As businesses wait for a government consultation, new research has revealed that almost all want to see greater flexibility in how they can spend their Apprenticeship Levy allowance.
The research, published by City & Guilds, reveals that while businesses are keen to make the best use of their Apprenticeship Levy, the rigidity of the current system is holding many back:
- 93% of levy-paying firms cite some form of barrier to investing in apprenticeships
- 92% say they want to see greater flexibility in how they can spend funds
- 95% of employers failed to spend the entirety of their apprenticeship budget in the first 12 months of the new system – raising questions about where levy money ultimately ends up
The findings serve as a stark reminder that the government has a long way to go to create an environment in which businesses can really benefit from increased investment in skills development, with no ‘one-size-fits-all’ solution for apprenticeships.
If employers had greater freedom with how to spend their Apprenticeship Levy funds:
- 55% say they’d like to continue to spend on apprenticeships
- 45% would like to be able to use money to invest in non-apprenticeship training, including:
- professional courses and technical skills training (36%)
- health, safety and compliance training (33%)
- work placements & internships (32%)
- leadership & management training (31%)
The government has already introduced some new freedoms to flex spend in the past year, including increasing the level of Apprenticeship Levy funds which can be transferred to other businesses in a supply chain from 10% to 25% – due to come in from April 2019.
However, the research shows that this still isn’t enough. If levy-paying employers could invest as much as they liked within their supply chain, they would transfer an average of 35%. That means the current plan to increase the transfer limit to 25% still won’t meet employers’ needs.
Only 10% of respondents said that they were already spending the full supply chain transfer allowance, with 8% stating that they were spending nothing at all with their supply chain.
When asked about the challenges that prevent them from investing in apprenticeships, almost all (93%) employers cite some form of barrier, including a lack of:
- suitable apprentices in the area (31%)
- availability of necessary training (30%)
- information and support (22%)
- buy-in from the board (22%),
- as well as, 20% off the job training being unsuitable for the business (29%)
Kirstie Donnelly MBE, managing director, City & Guilds Group, commented: “The turmoil we are facing, as a result of uncertainty around Brexit as well as the rapidly changing world we live in, means that it’s never been more urgent to improve the skills of our workforce and invest in home-growing the skills that we may no longer be able to import from abroad.
“Apprenticeships have a huge potential to deliver on this, but the system is still not responsive enough to the needs of employers. Businesses need more flexibility to use the Apprenticeship Levy in a way that will truly help them fill skills gaps, upskill their workforce and shore up their talent pipeline for the future.

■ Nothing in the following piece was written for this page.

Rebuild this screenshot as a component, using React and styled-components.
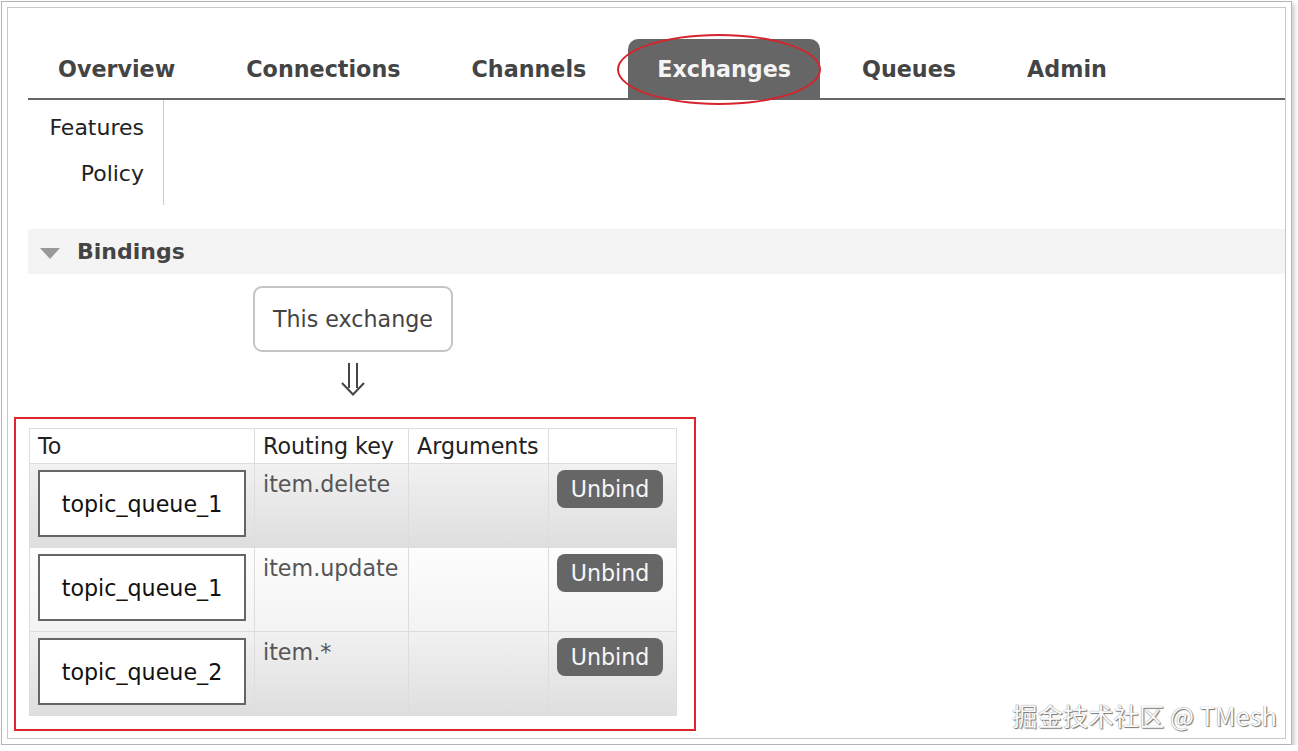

According to Donnelly, flexibility alone isn’t enough, the government must provide greater clarity on apprenticeship data in order to equip the industry with the holistic view it needs and enable employers to understand its wider impact.
City & Guilds has set out 12 recommendations, 11 of which are for the government to act on.
Amid calls for increased options when it comes to using the Apprenticeship Levy, the research also reveals the scale of disengagement with the levy.
Almost all employers (95%) failed to spend the entirety of their apprenticeship budget in the first 12 months, and businesses say that they only expect to spend an average of 56% of their allotted funds annually in the future.
Without transparent reporting of apprenticeship spend, however, industry bodies, training providers and employers are left in the dark about the true extent to which employers have taken up apprenticeships, and where any leftover money will end up.